I second the creepy. What is the point? This also gives your your answer to my question as if it was an answer to GRO. Perhaps this is blogger performance art?
Janine
More like a bit of street theatre.
The point is, Amused Muse is now worse than Saddam Hussein, of course. The Whore of Babylon, as it were.
I doubt that were I a man I would inspire such devotion.

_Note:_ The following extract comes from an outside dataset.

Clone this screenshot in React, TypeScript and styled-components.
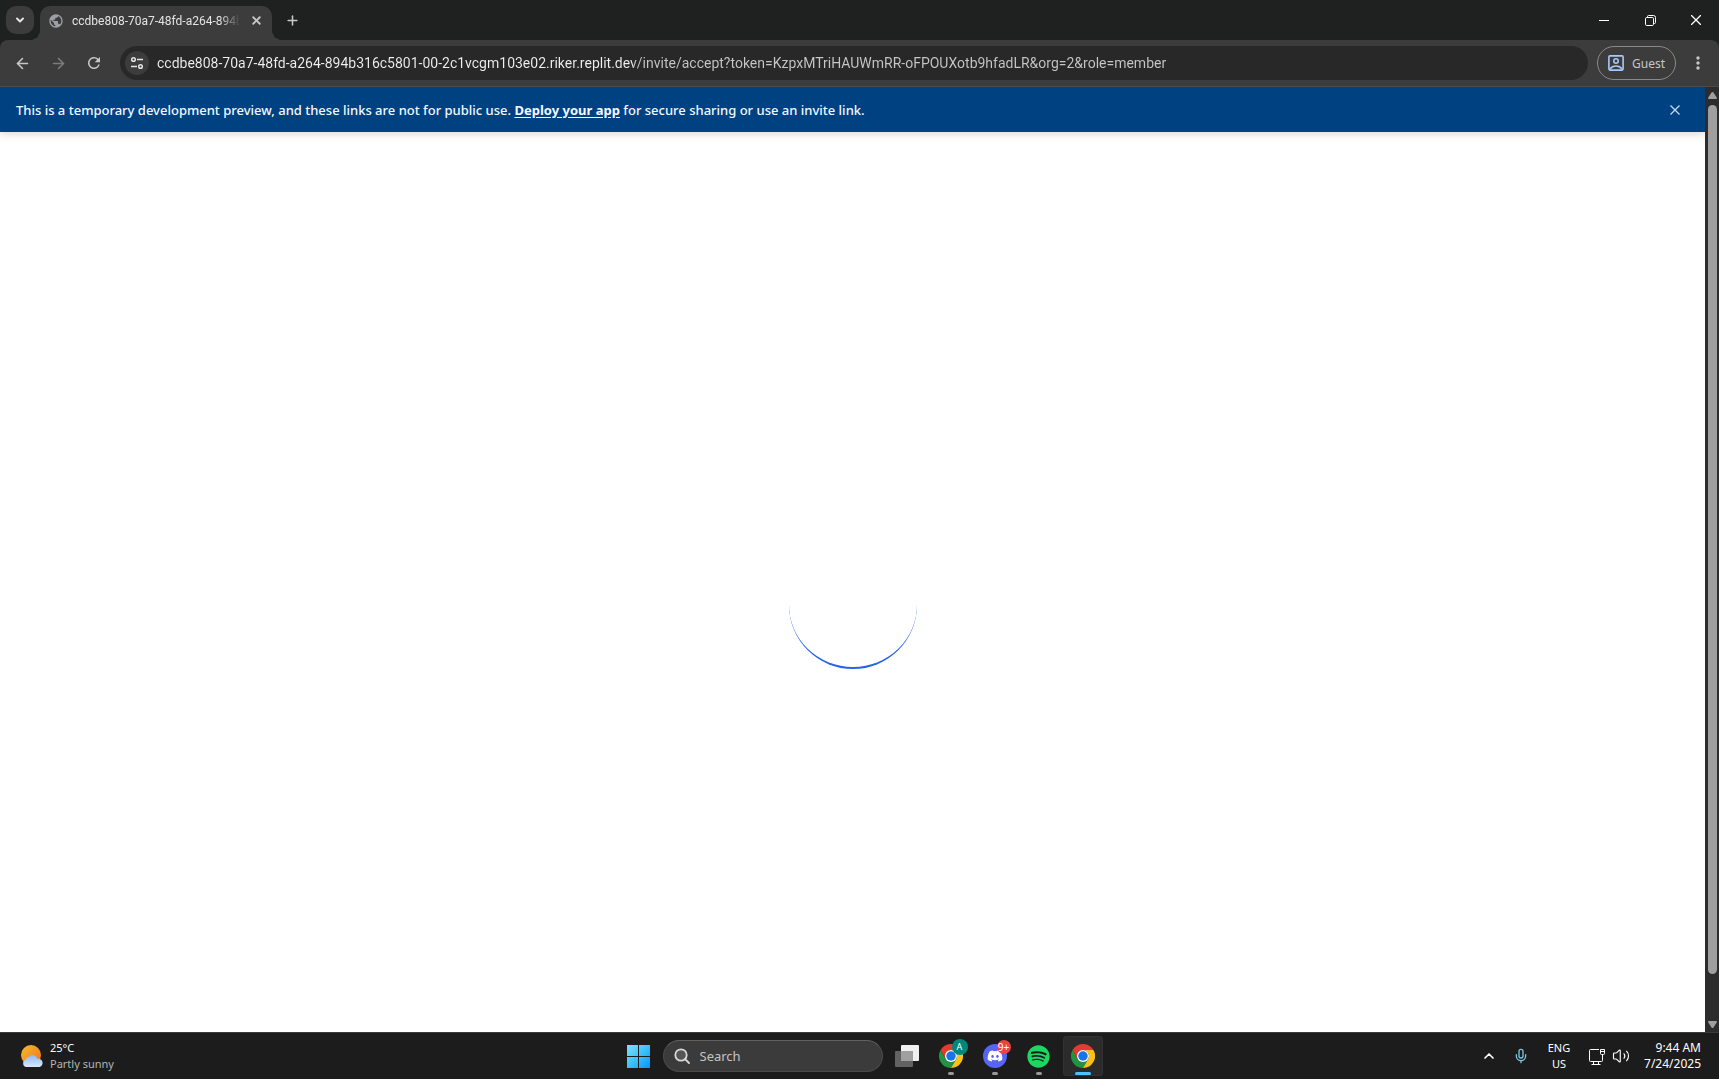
import React from "react";
import styled, { createGlobalStyle } from "styled-components";
import { ArrowLeft, ArrowRight, ChevronDown, ChevronUp, Mic, Plus, Volume2, X } from "lucide-react";
import { MdPublic, MdRefresh, MdMoreVert } from "react-icons/md";
import { FaSpotify, FaDiscord } from "react-icons/fa";

const GlobalStyle = createGlobalStyle`
  *, *::before, *::after { box-sizing: border-box; }
  html, body, #root { height: 100%; }
  body { margin: 0; overflow: hidden; font-family: "Noto Sans", "Open Sans", sans-serif; font-size: 13px; }
  button, input { font: inherit; color: inherit; border: 0; padding: 0; margin: 0; background: none; }
  svg { display: block; flex: none; }
`;

const Desktop = styled.div`
  display: flex;
  flex-direction: column;
  height: 100vh;
  background: #1f2120;
`;

const TabStrip = styled.header`
  display: flex;
  flex: none;
  height: 40px;
  padding-left: 6px;
  color: #e3e3e3;
`;

const TabSearch = styled.button`
  display: grid;
  place-items: center;
  width: 28px;
  height: 28px;
  margin: 6px 6px 0 0;
  border-radius: 10px;
  background: #3c3c3c;
`;

const Tab = styled.div`
  position: relative;
  display: flex;
  align-items: center;
  width: 232px;
  height: 34px;
  margin-top: 6px;
  padding: 0 8px 5px;
  border-radius: 10px 10px 0 0;
  background: #3c3c3c;
  font-family: Roboto, "Noto Sans", sans-serif;
  font-size: 12px;
  line-height: 16px;

  &::before, &::after {
    content: "";
    position: absolute;
    bottom: 0;
    width: 10px;
    height: 10px;
  }
  &::before {
    right: 100%;
    background: radial-gradient(circle at 0 0, transparent 10px, #3c3c3c 10px);
  }
  &::after {
    left: 100%;
    background: radial-gradient(circle at 100% 0, transparent 10px, #3c3c3c 10px);
  }
`;

const TabTitle = styled.span`
  flex: 1;
  min-width: 0;
  margin: 0 8px;
  overflow: hidden;
  white-space: nowrap;
  mask-image: linear-gradient(90deg, #000 88%, transparent);
`;

const IconButton = styled.button<{ $size?: number; $dim?: boolean }>`
  display: grid;
  place-items: center;
  flex: none;
  width: ${(p) => p.$size ?? 28}px;
  height: ${(p) => p.$size ?? 28}px;
  border-radius: 50%;
  color: ${(p) => (p.$dim ? "#7b7b7b" : "#c7c7c7")};
`;

const NewTab = styled(IconButton)`
  margin: 6px 0 0 6px;
`;

const WindowControls = styled.div`
  display: flex;
  margin-left: auto;
  color: #fff;
`;

const WindowButton = styled.button`
  display: grid;
  place-items: center;
  width: 46px;
  height: 40px;
`;

const Toolbar = styled.nav`
  display: flex;
  align-items: center;
  flex: none;
  height: 47px;
  padding: 0 7px 0 8px;
  border-bottom: 1px solid #4a4a4a;
  border-radius: 8px 8px 0 0;
  background: #3c3c3c;
`;

const NavButtons = styled.div`
  display: flex;
  gap: 8px;
  margin-right: 12px;
`;

const Omnibox = styled.label`
  display: flex;
  align-items: center;
  flex: 1;
  min-width: 0;
  height: 34px;
  padding: 0 5px;
  border-radius: 17px;
  background: #282828;
`;

const SiteInfo = styled.button`
  display: grid;
  place-items: center;
  flex: none;
  width: 24px;
  height: 24px;
  margin-right: 8px;
  border-radius: 50%;
  background: #3c3c3c;
  color: #e3e3e3;
`;

const UrlInput = styled.input`
  flex: 1;
  min-width: 0;
  height: 24px;
  outline: 0;
  font-family: Roboto, "Noto Sans", sans-serif;
  font-size: 14px;
  line-height: 24px;
  color: #c7c7c7;
  background: linear-gradient(90deg, #f1f1f1 476px, #c7c7c7 476px);
  background-clip: text;
  -webkit-text-fill-color: transparent;
`;

const GuestButton = styled.button`
  display: flex;
  align-items: center;
  gap: 8px;
  height: 34px;
  margin: 0 8px 0 9px;
  padding: 0 10px;
  border: 1px solid #8a8a8a;
  border-radius: 17px;
  color: #c7c7c7;
  font-size: 12px;
`;

const Viewport = styled.div`
  display: flex;
  flex: 1;
  min-height: 0;
  background: #fff;
`;

const Page = styled.div`
  display: flex;
  flex-direction: column;
  flex: 1;
  min-width: 0;
  overflow: hidden;
`;

const Banner = styled.div`
  display: flex;
  align-items: center;
  justify-content: space-between;
  flex: none;
  height: 45px;
  padding: 0 16px;
  background: #004182;
  box-shadow: 0 2px 8px rgba(0, 0, 0, 0.16);
  color: #f5f9fc;
  font-size: 13px;
  font-weight: 500;

  p { margin: 0; }
  a { color: inherit; font-weight: 700; text-underline-offset: 2px; }
`;

const Loading = styled.main`
  display: grid;
  place-items: center;
  flex: 0 0 100%;
`;

const Spinner = styled.div`
  width: 128px;
  height: 128px;
  border-bottom: 2px solid #2563eb;
  border-radius: 50%;
`;

const Scrollbar = styled.div`
  display: flex;
  flex-direction: column;
  align-items: center;
  justify-content: space-between;
  flex: none;
  width: 14px;
  padding: 5px 0 4px;
  background: #2c2c2c;
  color: #9f9f9f;
`;

const Track = styled.div`
  flex: 1;
  width: 9px;
  margin: 6px 0 6px;
`;

const Thumb = styled.div`
  height: calc(100% * 944 / 989);
  border-radius: 5px;
  background: #9f9f9f;
`;

const Taskbar = styled.footer`
  display: grid;
  grid-template-columns: 1fr auto 1fr;
  align-items: center;
  flex: none;
  height: 47px;
  border-top: 1px solid #3a3a3a;
  background: #1c1c1c;
  color: #fff;
  font-size: 11px;
  line-height: 16px;
`;

const Weather = styled.button`
  display: flex;
  align-items: center;
  gap: 6px;
  justify-self: start;
  margin-left: 20px;
  text-align: left;
`;

const Stack = styled.span<{ $align?: string }>`
  display: flex;
  flex-direction: column;
  text-align: ${(p) => p.$align ?? "left"};
`;

const Muted = styled.span`
  color: #b5b5b5;
`;

const Apps = styled.div`
  display: flex;
  align-items: center;
  gap: 2px;
  padding-left: 2px;
`;

const AppGroup = styled.div`
  display: flex;
`;

const AppSlot = styled.button<{ $active?: boolean }>`
  position: relative;
  display: grid;
  place-items: center;
  width: 40px;
  height: 40px;
  margin: 0 2px;
  border-radius: 4px;
  background: ${(p) => (p.$active ? "#2b2b2b" : "none")};
  box-shadow: ${(p) => (p.$active ? "inset 0 0 0 1px #323232" : "none")};
`;

const Running = styled.span<{ $active?: boolean }>`
  position: absolute;
  bottom: 1px;
  left: 50%;
  width: ${(p) => (p.$active ? 16 : 6)}px;
  height: 3px;
  border-radius: 2px;
  background: ${(p) => (p.$active ? "#4cc2ff" : "#9a9a9a")};
  transform: translateX(-50%);
`;

const Badge = styled.span<{ $color: string; $small?: boolean }>`
  position: absolute;
  top: ${(p) => (p.$small ? 4 : 3)}px;
  right: ${(p) => (p.$small ? 4 : 3)}px;
  width: ${(p) => (p.$small ? 14 : 16)}px;
  height: ${(p) => (p.$small ? 14 : 16)}px;
  border-radius: 50%;
  background: ${(p) => p.$color};
  font-size: ${(p) => (p.$small ? 10 : 9)}px;
  line-height: ${(p) => (p.$small ? 14 : 16)}px;
  text-align: center;
`;

const SearchBox = styled.label`
  display: flex;
  align-items: center;
  gap: 10px;
  width: 220px;
  height: 32px;
  padding: 0 10px;
  border: 1px solid #4a4a4a;
  border-top-color: #606060;
  border-radius: 16px;
  background: #3b3b3b;

  input {
    width: 100%;
    min-width: 0;
    outline: 0;
    font-size: 13px;
  }
  input::placeholder { color: #c4c4c4; opacity: 1; }
`;

const Tray = styled.div`
  display: flex;
  align-items: center;
  justify-self: end;
  padding-right: 18px;
`;

const TrayButton = styled.button<{ $w: number }>`
  display: flex;
  align-items: center;
  justify-content: center;
  gap: 7px;
  width: ${(p) => p.$w}px;
  height: 40px;
`;

const Clock = styled.button`
  width: 64px;
  font-size: 12px;
`;

function ChromeLogo() {
  return (
    <svg width="24" height="24" viewBox="0 0 48 48" aria-hidden="true">
      <path d="M3.2 12A24 24 0 0 0 24 48L34.4 30 24 24 13.6 30Z" fill="#229342" />
      <path d="M44.8 12A24 24 0 0 1 24 48L34.4 30A12 12 0 0 0 24 12Z" fill="#fbc116" />
      <path d="M3.2 12 13.6 30 24 24 24 12 44.8 12A24 24 0 0 0 3.2 12Z" fill="#e33b2e" />
      <circle cx="24" cy="24" r="12" fill="#fff" />
      <circle cx="24" cy="24" r="9.5" fill="#1a73e8" />
    </svg>
  );
}

function SiteInfoIcon() {
  return (
    <svg width="14" height="14" viewBox="0 0 14 14" fill="none" stroke="currentColor" strokeWidth="1.5" aria-hidden="true">
      <circle cx="3.5" cy="3.5" r="1.8" />
      <path d="M7 3.5h6M1 10.5h6" />
      <circle cx="10.5" cy="10.5" r="1.8" />
    </svg>
  );
}

function GuestIcon() {
  return (
    <svg width="16" height="16" viewBox="0 0 16 16" fill="none" stroke="#a8c7fa" strokeWidth="1.6" aria-hidden="true">
      <rect x=".9" y=".9" width="14.2" height="14.2" rx="1" />
      <circle cx="8" cy="6" r="2.2" />
      <path d="M2 14c1.5-2 3.5-3 6-3s4.5 1 6 3" />
    </svg>
  );
}

function RestoreIcon() {
  return (
    <svg width="11" height="11" viewBox="0 0 11 11" fill="none" stroke="currentColor" aria-hidden="true">
      <rect x=".5" y="2.5" width="8" height="8" rx="1.2" />
      <path d="M2.5 2V1.5a1 1 0 0 1 1-1h5a2 2 0 0 1 2 2v5a1 1 0 0 1-1 1H9" />
    </svg>
  );
}

function WeatherIcon() {
  return (
    <svg width="24" height="24" viewBox="0 0 24 24" aria-hidden="true">
      <defs>
        <linearGradient id="sun" x1="0" y1="0" x2="1" y2="1">
          <stop offset="0" stopColor="#f7bd2c" />
          <stop offset="1" stopColor="#f0701a" />
        </linearGradient>
        <linearGradient id="cloud" x1="0" y1="0" x2="0" y2="1">
          <stop offset="0" stopColor="#8fb8f4" />
          <stop offset="1" stopColor="#dbe8fd" />
        </linearGradient>
      </defs>
      <circle cx="11" cy="11" r="10" fill="url(#sun)" />
      <path d="M6.5 23a3.8 3.8 0 0 1-.3-7.500 3 3 0 0 1 3-2.700 4.500 4.500 0 0 1 8 2A4.200 4.200 0 0 1 19.500 23Z" fill="url(#cloud)" />
    </svg>
  );
}

function StartIcon() {
  return (
    <svg width="23" height="23" viewBox="0 0 23 23" aria-hidden="true">
      <defs>
        <linearGradient id="start" gradientUnits="userSpaceOnUse" x1="0" y1="0" x2="23" y2="23">
          <stop offset="0" stopColor="#7fe0ff" />
          <stop offset=".5" stopColor="#3bc2fb" />
          <stop offset="1" stopColor="#0a91f7" />
        </linearGradient>
      </defs>
      <path d="M0 0h11v11H0zM12 0h11v11H12zM0 12h11v11H0zM12 12h11v11H12z" fill="url(#start)" />
    </svg>
  );
}

function SearchIcon() {
  return (
    <svg width="16" height="16" viewBox="0 0 16 16" fill="none" stroke="#d8d8d8" strokeWidth="1.8" aria-hidden="true">
      <circle cx="7" cy="7" r="5.7" fill="#555" />
      <path d="m11 11 4 4" strokeLinecap="round" />
    </svg>
  );
}

function TaskViewIcon() {
  return (
    <svg width="24" height="22" viewBox="0 0 24 22" aria-hidden="true">
      <rect x="6" width="18" height="16" rx="1" fill="#f0f0f0" />
      <rect y="6" width="18" height="16" rx="1" fill="#626262" />
      <path d="M6 6h12v10H6z" fill="#a0a0a0" />
    </svg>
  );
}

function NetworkIcon() {
  return (
    <svg width="17" height="17" viewBox="0 0 17 17" fill="none" stroke="currentColor" aria-hidden="true">
      <path d="M11 1.500H2.500a1 1 0 0 0-1 1v10a1 1 0 0 0 1 1H13.500a1 1 0 0 0 1-1V7M5.500 13.500v3M10.500 13.500v3M3.500 16.500h9" />
      <path d="M12.500 1.500h4v4a1 1 0 0 1-1 1h-2a1 1 0 0 1-1-1zM12.500 3.500h4" />
    </svg>
  );
}

const Arrow = ({ down }: { down?: boolean }) => (
  <svg width="9" height="7" viewBox="0 0 9 7" fill="currentColor" aria-hidden="true">
    <path d={down ? "M0 1Q0 0 1 0H8Q9 0 9 1L5.500 6.500Q4.500 7.500 3.500 6.500Z" : "M0 6Q0 7 1 7H8Q9 7 9 6L5.500.5Q4.500-.5 3.500.5Z"} />
  </svg>
);

export default function App() {
  return (
    <>
      <GlobalStyle />
      <Desktop>
        <TabStrip>
          <TabSearch aria-label="Search tabs"><ChevronDown size={12} strokeWidth={4} /></TabSearch>
          <Tab>
            <MdPublic size={16} color="#9aa0a6" />
            <TabTitle>ccdbe808-70a7-48fd-a264-894b</TabTitle>
            <IconButton $size={16} aria-label="Close tab"><X size={13} strokeWidth={3.5} /></IconButton>
          </Tab>
          <NewTab aria-label="New tab"><Plus size={15} strokeWidth={2.5} /></NewTab>
          <WindowControls>
            <WindowButton aria-label="Minimize">
              <svg width="10" height="1" aria-hidden="true"><path d="M0 .5h10" stroke="currentColor" /></svg>
            </WindowButton>
            <WindowButton aria-label="Restore"><RestoreIcon /></WindowButton>
            <WindowButton aria-label="Close">
              <svg width="10" height="10" aria-hidden="true"><path d="m0 0 10 10M10 0 0 10" stroke="currentColor" strokeWidth="1.3" /></svg>
            </WindowButton>
          </WindowControls>
        </TabStrip>

        <Toolbar>
          <NavButtons>
            <IconButton aria-label="Back"><ArrowLeft size={17} strokeWidth={2.3} /></IconButton>
            <IconButton aria-label="Forward" $dim><ArrowRight size={17} strokeWidth={2.3} /></IconButton>
            <IconButton aria-label="Reload"><MdRefresh size={18} /></IconButton>
          </NavButtons>
          <Omnibox>
            <SiteInfo aria-label="View site information"><SiteInfoIcon /></SiteInfo>
            <UrlInput
              aria-label="Address"
              spellCheck={false}
              defaultValue="ccdbe808-70a7-48fd-a264-894b316c5801-00-2c1vcgm103e02.riker.replit.dev/invite/accept?token=KzpxMTriHAUWmRR-oFPOUXotb9hfadLR&org=2&role=member"
            />
          </Omnibox>
          <GuestButton><GuestIcon />Guest</GuestButton>
          <IconButton aria-label="Menu"><MdMoreVert size={20} /></IconButton>
        </Toolbar>

        <Viewport>
          <Page>
            <Banner>
              <p>
                This is a temporary development preview, and these links are not for public use.{" "}
                <a href="#deploy">Deploy your app</a> for secure sharing or use an invite link.
              </p>
              <IconButton aria-label="Dismiss">
                <svg width="10" height="10" aria-hidden="true"><path d="m.5.5 9 9M9.500.5l-9 9" stroke="#c5dbee" strokeWidth="1.3" /></svg>
              </IconButton>
            </Banner>
            <Loading><Spinner role="status" aria-label="Loading" /></Loading>
          </Page>
          <Scrollbar>
            <Arrow />
            <Track><Thumb /></Track>
            <Arrow down />
          </Scrollbar>
        </Viewport>

        <Taskbar>
          <Weather>
            <WeatherIcon />
            <Stack><span>25°C</span><Muted>Partly sunny</Muted></Stack>
          </Weather>
          <Apps>
            <AppSlot aria-label="Start"><StartIcon /></AppSlot>
            <SearchBox>
              <SearchIcon />
              <input type="text" placeholder="Search" aria-label="Search" />
            </SearchBox>
            <AppGroup>
              <AppSlot aria-label="Task view"><TaskViewIcon /></AppSlot>
              <AppSlot aria-label="Chrome, profile A"><ChromeLogo /><Badge $color="#00897b">A</Badge><Running /></AppSlot>
              <AppSlot aria-label="Discord">
                <svg width="24" height="24" aria-hidden="true">
                  <circle cx="12" cy="12" r="12" fill="#5865f2" />
                  <FaDiscord x="4" y="4" size={16} color="#fff" />
                </svg>
                <Badge $color="#ed4245" $small>9+</Badge><Running />
              </AppSlot>
              <AppSlot aria-label="Spotify"><FaSpotify size={23} color="#1ed760" /><Running /></AppSlot>
              <AppSlot aria-label="Chrome" $active><ChromeLogo /><Running $active /></AppSlot>
            </AppGroup>
          </Apps>
          <Tray>
            <TrayButton $w={32} aria-label="Show hidden icons"><ChevronUp size={16} strokeWidth={2.5} /></TrayButton>
            <TrayButton $w={32} aria-label="Microphone"><Mic size={16} color="#7cc4e0" /></TrayButton>
            <TrayButton $w={44}><Stack $align="center"><span>ENG</span><span>US</span></Stack></TrayButton>
            <TrayButton $w={56} aria-label="Network and volume"><NetworkIcon /><Volume2 size={18} strokeWidth={1.5} /></TrayButton>
            <Clock><Stack $align="right"><span>9:44 AM</span><span>7/24/2025</span></Stack></Clock>
          </Tray>
        </Taskbar>
      </Desktop>
    </>
  );
}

This only reinforces my point that, people who advocate an unrealistic “peace” which is really just passive-aggressiveness will only force the battle into another sphere. If war is never the answer, then war is never the answer, but GRO is now waging war. I have seen peaceniks really go at each other, too. One would think they would focus on the Pentagon, or the CIA, or the multitude of other demons they ostensibly fear, but I think that if these entities did not exist, they would have to create them.
Amused Muse is amused.
What a creep. Now he's accusing you of hyperbole in your "Denigration of Democracy" post, without mentioning that you are quoting Matthew Chapman. You're right, he's just focusing on you. Obviously he's stung that you are as informed if not more so than he, but don't agree with him.
I'm sorry that you have been going through a rough time only to encounter this. Be safe, Amused Muse.
Ah, don’t worry about it, folks. Maybe it’s a parody site, like Rev. Tippler’s. (But as Janine says, it is hard to tell these days.)
My very own BUUD! It’s a form of electronic indexing, after all. I welcome that.
When you say BUUD youhve said it all.